Optimal recovery from addiction includes an active daily relapse prevention program; management of transient lapses is a long-term goal for those in therapy for addiction and addictive behavior.

WORK typically occupies forty to fifty hours of our week.  Often we spend so much time at work, we feel like work is our second home.  How our work satisfaction and we work is influenced by many factors.  Some of these factors are within our control; others are outside of our control.  When we choose to exercise creative strategies in handling and addressing these issues, we can make a significant difference in our everyday workday experience.  Some common workplace issues may include:

-Friction with co-workers
-Lack of motivation
-Trouble concentrating
-Lack of meaning and purpose in your career
-Unexpected pressure to change career
-Career change challenges
-Fantasy that one can work in one career all of their lives
-Problems with Boss
-Problems with upper level management personnel
-Family or medical issues that interfere with job performance

Resolving our career issues help us find meaning and purpose in our work as well as making our work enjoyable.  Contentment with work can assist us to be more available to others who are important to us including ourselves.
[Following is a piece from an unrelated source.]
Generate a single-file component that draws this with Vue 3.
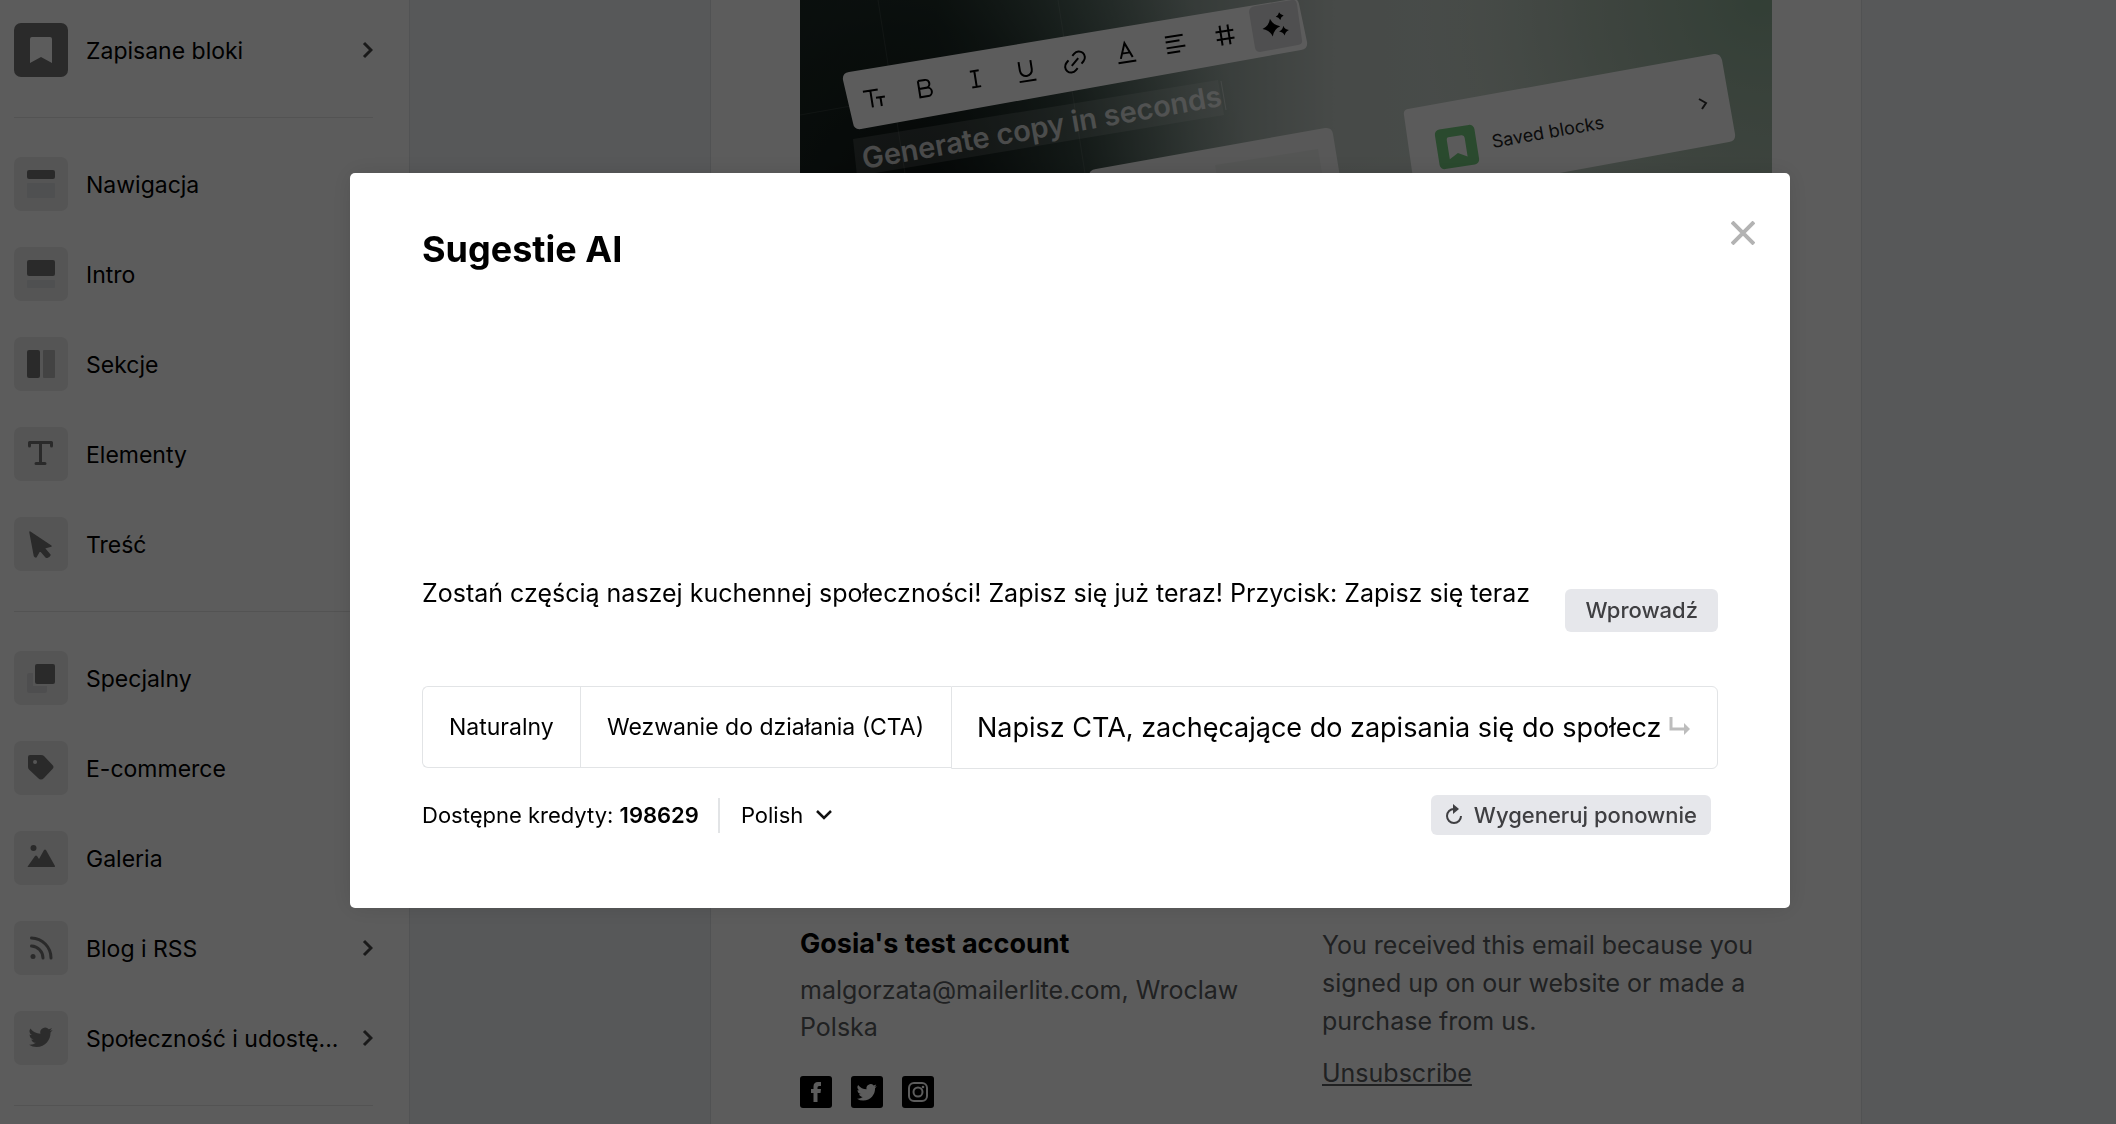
<script setup>
import { ref } from 'vue'

// sidebar block groups, separated by a thin line
const groups = [
  [{ icon: 'bookmark', label: 'Zapisane bloki', arrow: true, dark: true }],
  [
    { icon: 'navigation', label: 'Nawigacja' },
    { icon: 'intro', label: 'Intro' },
    { icon: 'sections', label: 'Sekcje' },
    { icon: 'elements', label: 'Elementy' },
    { icon: 'content', label: 'Treść' },
  ],
  [
    { icon: 'special', label: 'Specjalny' },
    { icon: 'tag', label: 'E-commerce' },
    { icon: 'gallery', label: 'Galeria' },
    { icon: 'rss', label: 'Blog i RSS', arrow: true },
    { icon: 'twitter', label: 'Społeczność i udostę...', arrow: true },
  ],
]

const birdPath = 'M23.6 4.9a9.7 9.7 0 0 1-2.8.8 4.9 4.9 0 0 0 2.1-2.7 9.8 9.8 0 0 1-3.1 1.2 4.9 4.9 0 0 0-8.4 4.5A13.9 13.9 0 0 1 1.3 3.5a4.9 4.9 0 0 0 1.5 6.5 4.9 4.9 0 0 1-2.2-.6v.1a4.9 4.9 0 0 0 3.9 4.8 4.9 4.9 0 0 1-2.2.1 4.9 4.9 0 0 0 4.6 3.4A9.9 9.9 0 0 1 0 19.8a13.9 13.9 0 0 0 7.5 2.2c9.1 0 14-7.5 14-14v-.6a10 10 0 0 0 2.1-2.5z'

const prompt = ref('Napisz CTA, zachęcające do zapisania się do społecz')
const tone = ref('Naturalny')
const kind = ref('Wezwanie do działania (CTA)')
const language = ref('Polish')
const credits = ref(198629)
</script>

<template>
  <div class="editor">
    <aside class="sidebar">
      <ul v-for="(group, i) in groups" :key="i" class="group">
        <li v-for="item in group" :key="item.label">
          <button type="button" class="block">
            <span class="tile" :class="{ dark: item.dark }">
              <svg width="28" height="28" viewBox="0 0 28 28">
                <path v-if="item.icon === 'bookmark'" fill="#fff" d="M5 1h18q2 0 2 2v24l-11-6-11 6V3q0-2 2-2z" />
                <g v-else-if="item.icon === 'navigation'">
                  <rect width="28" height="9" rx="2" fill="#757575" />
                  <rect y="13" width="28" height="15" rx="1" fill="#dadddf" />
                </g>
                <g v-else-if="item.icon === 'intro'">
                  <rect width="28" height="16" rx="2" fill="#757575" />
                  <rect y="20" width="28" height="8" rx="1" fill="#dadddf" />
                </g>
                <g v-else-if="item.icon === 'sections'">
                  <rect width="13" height="28" rx="2" fill="#757575" />
                  <rect x="16" width="12" height="28" rx="1" fill="#b9b9b9" />
                </g>
                <path v-else-if="item.icon === 'elements'" fill="none" stroke="#757575" stroke-width="3" stroke-linecap="round" stroke-linejoin="round" d="M2.500 6V2.500h22V6M13.500 2.500v21M9 23.500h9" />
                <path v-else-if="item.icon === 'content'" fill="#757575" stroke="#757575" stroke-width="1.500" stroke-linejoin="round" d="M3 2l21 14-7 2 6 7q-1.500 3-4 2l-6-7-4 7q-1 0-1.500-1z" />
                <g v-else-if="item.icon === 'special'">
                  <path fill="#d9d9db" d="M2 9h4v13h14v5q0 2-2 2H2q-2 0-2-2V11q0-2 2-2z" />
                  <rect x="8" width="20" height="20" rx="2" fill="#757575" />
                </g>
                <path v-else-if="item.icon === 'tag'" fill="#757575" fill-rule="evenodd" d="M3 1h11q2 0 3 1l8.500 9q2 2 0 4L17 24q-3 3-6 0L2.500 16Q1 15 1 13V3q0-2 2-2zm5 5a2 2 0 1 0 .1 4A2 2 0 0 0 8 6z" />
                <g v-else-if="item.icon === 'gallery'" fill="#757575">
                  <circle cx="6.500" cy="4" r="3" />
                  <path d="M1 22l7-10q1-1 2 0l2 3 5-9q1-1 2 0l9 16q.500 1-1 1H1q-1 0 0-1z" />
                </g>
                <g v-else-if="item.icon === 'rss'" fill="none" stroke="#757575" stroke-width="3" stroke-linecap="round">
                  <circle cx="6" cy="22.500" r="2.500" fill="#757575" stroke="none" />
                  <path d="M4.500 12A12 12 0 0 1 16 24M4.500 4A20 20 0 0 1 24 24" />
                </g>
                <g v-else fill="#7a7a7a" transform="translate(2 1)">
                  <path :d="birdPath" />
                </g>
              </svg>
            </span>
            <span class="label">{{ item.label }}</span>
            <svg v-if="item.arrow" class="arrow" width="11" height="18" viewBox="0 0 11 18">
              <path fill="none" stroke="#4a4a4a" stroke-width="3" d="M2 2l7 7-7 7" />
            </svg>
          </button>
        </li>
      </ul>
    </aside>

    <main class="canvas">
      <article class="email">
        <svg class="hero" viewBox="0 0 972 840">
          <defs>
            <linearGradient id="bg" x1="0" y1="0" x2="1" y2="0">
              <stop offset="0" stop-color="#141d1a" />
              <stop offset="0.14" stop-color="#1c2824" />
              <stop offset="0.28" stop-color="#5c7068" />
              <stop offset="0.4" stop-color="#93a29b" />
              <stop offset="0.55" stop-color="#c4ccc7" />
              <stop offset="0.7" stop-color="#c8d2ca" />
              <stop offset="1" stop-color="#b4c4b8" />
            </linearGradient>
            <radialGradient id="shade" gradientUnits="userSpaceOnUse" cx="120" cy="190" r="330">
              <stop offset="0" stop-color="#0c1110" stop-opacity="0.9" />
              <stop offset="0.5" stop-color="#1c2b26" stop-opacity="0.6" />
              <stop offset="1" stop-color="#4c665c" stop-opacity="0" />
            </radialGradient>
            <radialGradient id="green" gradientUnits="userSpaceOnUse" cx="960" cy="0" r="340">
              <stop offset="0" stop-color="#8cae95" />
              <stop offset="0.5" stop-color="#a0b5a3" stop-opacity="0.6" />
              <stop offset="1" stop-color="#b4c4b8" stop-opacity="0" />
            </radialGradient>
          </defs>
          <rect width="972" height="840" fill="url(#bg)" />
          <rect width="972" height="840" fill="url(#shade)" />
          <rect width="972" height="840" fill="url(#green)" />
          <g fill="none" stroke="#fff" stroke-opacity="0.1">
            <path d="M78 0l28 180M258 0l28 180M0 115l500-88" />
          </g>

          <!-- formatting toolbar -->
          <path fill="#fff" d="M49 72L492-1Q498-2 499 4L507 42Q508 49 501 50L61 129Q54 130 53 123L43 80Q42 73 49 72z" />
          <path fill="#dcdcde" d="M455 6L492 0Q496-1 497 4L502 40Q503 44 498 45L460 52Q456 52 455 48L449 12Q449 7 455 6z" />
          <g fill="none" stroke="#000" stroke-width="2">
            <g transform="translate(75 98) rotate(-9)"><path d="M-11-8H4M-3.500-8V9M1 0h9M5.500 0v9" /></g>
            <g transform="translate(125 88) rotate(-9)"><path d="M-6-8H1a4 4 0 0 1 0 8H-6M-6 0H2a4 4 0 0 1 0 8.500H-6zM-6-8V8" /></g>
            <g transform="translate(175 79) rotate(-9)"><path d="M-4-8H5M-4 8H5M.500-8V8" /></g>
            <g transform="translate(226 71) rotate(-9)"><path d="M-6-10V-1a6 6 0 0 0 12 0V-10M-8 10H9" /></g>
            <g transform="translate(275 62) rotate(-50)"><path d="M-3-6H-6a6 6 0 0 0 0 12H-3M3-6H6a6 6 0 0 1 0 12H3M-5 0H5" /></g>
            <g transform="translate(326 53) rotate(-9)"><path d="M-6 5L0-10 6 5M-4 0H4M-9 9H9" /></g>
            <g transform="translate(375 44) rotate(-9)"><path d="M-9-8H9M-9-3H5M-9 3H10M-9 8H4" /></g>
            <g transform="translate(425 35) rotate(-9)"><path d="M-4-10V10M4-10V10M-9-4H9M-9 4H9" /></g>
          </g>
          <g transform="translate(475 25) rotate(-9)">
            <path d="M-4-7Q-2 0 5 2-2 4-4 11-6 4-13 2-6 0-4-7zM6-12Q7-9 10-8 7-7 6-4 5-7 2-8 5-9 6-12zM8 2Q9 6 13 7 9 8 8 12 7 8 3 7 7 6 8 2z" />
          </g>

          <path fill="#fff" fill-opacity="0.14" d="M53 139L418 80 424 115 57 176z" />
          <path stroke="#fff" stroke-opacity="0.4" d="M421 81l5 29" />
          <text class="hero-title" transform="translate(64 169) rotate(-10)">Generate copy in seconds</text>

          <path fill="#f3f4f3" d="M296 169L525 128Q532 127 533 134L560 300H310L289 178Q288 170 296 169z" />
          <path fill="#e9eae9" d="M415 165L518 149 530 220H424z" />

          <!-- saved blocks card -->
          <path fill="#fcfcfc" d="M608 109L914 54Q920 53 922 60L935 134Q936 141 929 142L622 198Q616 199 615 192L604 115Q603 110 608 109z" />
          <g transform="translate(657 147) rotate(-9)">
            <rect x="-20" y="-20" width="40" height="40" rx="5" fill="#76cc80" />
            <path fill="#fcfcfc" d="M-7-11H6q3 0 3 3V11L0 6-9 11V-8q0-3 2-3z" />
          </g>
          <text class="hero-card" transform="translate(693 148) rotate(-10)">Saved blocks</text>
          <path fill="none" stroke="#333" stroke-width="2" d="M899 99l7 4-4 6" />
        </svg>

        <div class="email-footer">
          <section>
            <h2>Gosia's test account</h2>
            <p class="address">malgorzata@mailerlite.com, Wroclaw<br>Polska</p>
            <div class="socials">
              <a href="#" aria-label="Facebook">
                <svg width="32" height="32" viewBox="0 0 32 32">
                  <path fill="#fff" d="M13.500 26V17H11v-4h2.500v-2.500Q13.500 6 18 6h3v4h-2q-1.500 0-1.500 1.500V13H21l-.500 4h-3v9z" />
                </svg>
              </a>
              <a href="#" aria-label="Twitter">
                <svg width="32" height="32" viewBox="0 0 32 32">
                  <g fill="#fff" transform="translate(6 6) scale(.84)"><path :d="birdPath" /></g>
                </svg>
              </a>
              <a href="#" aria-label="Instagram">
                <svg width="32" height="32" viewBox="0 0 32 32">
                  <g fill="none" stroke="#fff" stroke-width="2">
                    <rect x="7" y="7" width="18" height="18" rx="5" />
                    <circle cx="16" cy="16" r="4.500" />
                  </g>
                  <circle cx="21" cy="11" r="1.300" fill="#fff" />
                </svg>
              </a>
            </div>
          </section>
          <section>
            <p class="notice">You received this email because you signed up on our website or made a purchase from us.</p>
            <a class="unsubscribe" href="#">Unsubscribe</a>
          </section>
        </div>
      </article>
    </main>

    <div class="overlay">
      <div class="modal" role="dialog" aria-modal="true" aria-labelledby="modal-title">
        <button type="button" class="close" aria-label="Zamknij">
          <svg width="24" height="24" viewBox="0 0 24 24">
            <path fill="none" stroke="#b3b3b3" stroke-width="4" d="M1 1l22 22M23 1L1 23" />
          </svg>
        </button>
        <h1 id="modal-title">Sugestie AI</h1>

        <div class="results">
          <div class="result">
            <p>Zostań częścią naszej kuchennej społeczności! Zapisz się już teraz! Przycisk: Zapisz się teraz</p>
            <button type="button" class="btn insert">Wprowadź</button>
          </div>
        </div>

        <div class="prompt-bar">
          <select v-model="tone" class="segment first" aria-label="Ton">
            <option>Naturalny</option>
          </select>
          <select v-model="kind" class="segment" aria-label="Rodzaj treści">
            <option>Wezwanie do działania (CTA)</option>
          </select>
          <div class="prompt">
            <input v-model="prompt" type="text" aria-label="Opis">
            <svg width="22" height="22" viewBox="0 0 22 22">
              <path fill="none" stroke="#bdbdbd" stroke-width="3" d="M2 0v12h14" />
              <path fill="#bdbdbd" d="M15 6l6 6-6 6z" />
            </svg>
          </div>
        </div>

        <div class="actions">
          <span class="credits">Dostępne kredyty: <b>{{ credits }}</b></span>
          <span class="language">
            <select v-model="language" aria-label="Język">
              <option>Polish</option>
            </select>
            <svg width="16" height="10" viewBox="0 0 16 10">
              <path fill="none" stroke="#111" stroke-width="2.500" d="M1 1l7 7 7-7" />
            </svg>
          </span>
          <button type="button" class="btn regenerate">
            <svg width="18" height="22" viewBox="0 0 18 22">
              <path fill="none" stroke="#3f3f42" stroke-width="2" d="M9 5a7 7 0 1 0 7 7" />
              <path fill="#3f3f42" d="M8 0l6 5-6 5z" />
            </svg>
            Wygeneruj ponownie
          </button>
        </div>
      </div>
    </div>
  </div>
</template>

<style>
body {
  margin: 0;
}
</style>

<style scoped>
.editor {
  display: flex;
  height: 100vh;
  overflow: hidden;
  font-family: Inter, 'Liberation Sans', sans-serif;
  color: #000;
}

.editor *,
.editor *::before {
  box-sizing: border-box;
}

button,
input,
select {
  font-family: inherit;
  color: inherit;
}

h1,
h2,
p,
ul {
  margin: 0;
  padding: 0;
}

/* sidebar */
.sidebar {
  flex: 0 0 410px;
  padding: 0 36px 0 14px;
  background: #fff;
  border-right: 1px solid #e3e5e8;
  overflow: hidden;
}

.group {
  list-style: none;
  padding: 21px 0 22px;
  border-bottom: 1px solid #e6e6e6;
}

.group:first-child {
  padding-top: 5px;
}

.block {
  display: flex;
  align-items: center;
  gap: 18px;
  width: 100%;
  height: 90px;
  padding: 0;
  border: 0;
  background: none;
  text-align: left;
}

.tile {
  display: flex;
  align-items: center;
  justify-content: center;
  flex: 0 0 54px;
  height: 54px;
  border-radius: 7px;
  background: #ebebeb;
}

.tile svg {
  overflow: visible;
}

.tile.dark {
  background: #757575;
}

.label {
  flex: 1;
  padding-top: 2px;
  font-size: 23px;
  line-height: 30px;
  white-space: nowrap;
}

.arrow {
  flex: none;
}

/* email preview */
.canvas {
  flex: 1;
  min-width: 0;
  padding: 0 254px 0 300px;
  background: #f0f3f6;
}

.email {
  min-height: 100%;
  padding: 0 89px;
  background: #fff;
  border: solid #e0e3e6;
  border-width: 0 1px;
}

.hero {
  display: block;
  width: 100%;
}

.hero-title {
  font-size: 29px;
  font-weight: 600;
  fill: #fff;
  fill-opacity: 0.75;
}

.hero-card {
  font-size: 18px;
  fill: #222;
}

.email-footer {
  display: grid;
  grid-template-columns: 1fr 1fr;
  gap: 72px;
  padding-top: 85px;
  font-size: 25px;
  line-height: 38px;
  color: #595c5e;
}

.email-footer h2 {
  font-size: 27px;
  line-height: 38px;
  color: #000;
}

.address {
  margin: 9px 0 30px;
  line-height: 37px;
}

.socials {
  display: flex;
  gap: 19px;
}

.socials a {
  width: 32px;
  height: 32px;
  border-radius: 3px;
  background: #000;
}

.notice {
  margin: 1px 0 14px;
}

.unsubscribe {
  color: inherit;
}

/* dialog */
.overlay {
  position: fixed;
  inset: 0;
  display: flex;
  justify-content: center;
  align-items: flex-start;
  padding: 173px 0 0 24px;
  background: rgba(0, 0, 0, 0.64);
}

.modal {
  position: relative;
  width: 100%;
  max-width: 1440px;
  padding: 54px 72px 73px;
  border-radius: 5px;
  background: #fff;
  box-shadow: 0 0 24px rgba(0, 0, 0, 0.12);
}

.close {
  position: absolute;
  top: 48px;
  right: 35px;
  width: 24px;
  height: 24px;
  padding: 0;
  border: 0;
  background: none;
}

.close svg {
  display: block;
}

h1 {
  font-size: 36px;
  line-height: 44px;
}

.results {
  display: flex;
  flex-direction: column;
  justify-content: flex-end;
  min-height: 361px;
}

.result {
  display: flex;
  justify-content: space-between;
  gap: 24px;
}

.result p {
  font-size: 25px;
  line-height: 38px;
}

.btn {
  border: 0;
  border-radius: 6px;
  background: #e6e7eb;
  color: #3f3f42;
  font-size: 22px;
  font-weight: 500;
  line-height: 28px;
  white-space: nowrap;
}

.insert {
  flex: none;
  margin-top: 15px;
  padding: 7px 20px 8px;
}

.prompt-bar {
  display: flex;
  align-items: flex-start;
  margin-top: 54px;
}

.segment {
  flex: none;
  appearance: none;
  height: 82px;
  padding: 0 26px;
  border: 1px solid #e2e4e6;
  border-right: 0;
  border-radius: 0;
  background: #fff;
  font-size: 23px;
}

.segment.first {
  border-radius: 6px 0 0 6px;
}

.prompt {
  display: flex;
  align-items: center;
  flex: 1;
  min-width: 0;
  height: 83px;
  padding: 0 26px 0 25px;
  border: 1px solid #e2e4e6;
  border-radius: 0 6px 6px 0;
}

.prompt input {
  flex: 1;
  min-width: 0;
  margin-right: 8px;
  padding: 0;
  border: 0;
  outline: 0;
  background: none;
  font-size: 27px;
  line-height: 40px;
}

.actions {
  display: flex;
  align-items: center;
  margin-top: 26px;
  padding-right: 7px;
  font-size: 22px;
}

.language {
  display: flex;
  align-items: center;
  gap: 12px;
  height: 35px;
  margin-left: 19px;
  padding-left: 21px;
  border-left: 2px solid #e2e4e6;
}

.language select {
  appearance: none;
  padding: 0;
  border: 0;
  background: none;
  font-size: 22px;
}

.regenerate {
  display: flex;
  align-items: center;
  gap: 11px;
  margin-left: auto;
  padding: 6px 14px;
}

.credits b {
  font-weight: 600;
}
</style>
SELF-ESTEEM mental health care professionals, motivational speakers and others emphasize the importance of having good self-esteem.  To weather life trials and stress it certainly is good to have a lot of this characteristic that many have discussed.  What is self-esteem?  This simple question is at best hard to answer.  One can consider self-esteem to be the evaluations one has for oneself.  It also has elements of self-worth and level of self-respect.

Your self-esteem, how you feel about yourself is related but different to your self-image.  Your self-image is your internal view of yourself.  It is often impacted by external norms and standards.  Self-esteem operates on a deeper level.  It may be thought of foundation of your personality.  As the foundation of your personality, it can exert a powerful influence on your daily functioning and feelings of well-being.  If you make positive changes in your foundational self-esteem, you are empowered to make significant improvements in your life.

One of the objectives of therapy is to assist you in examining the reasons for impairments in your self-esteem.  If needed, you will also receive assistance toward striving and identifying approaches to increase it, thereby promoting healing and repair.  An ultimate goal of therapy for self-esteem issues is for you to gain greater internal satisfaction and strength.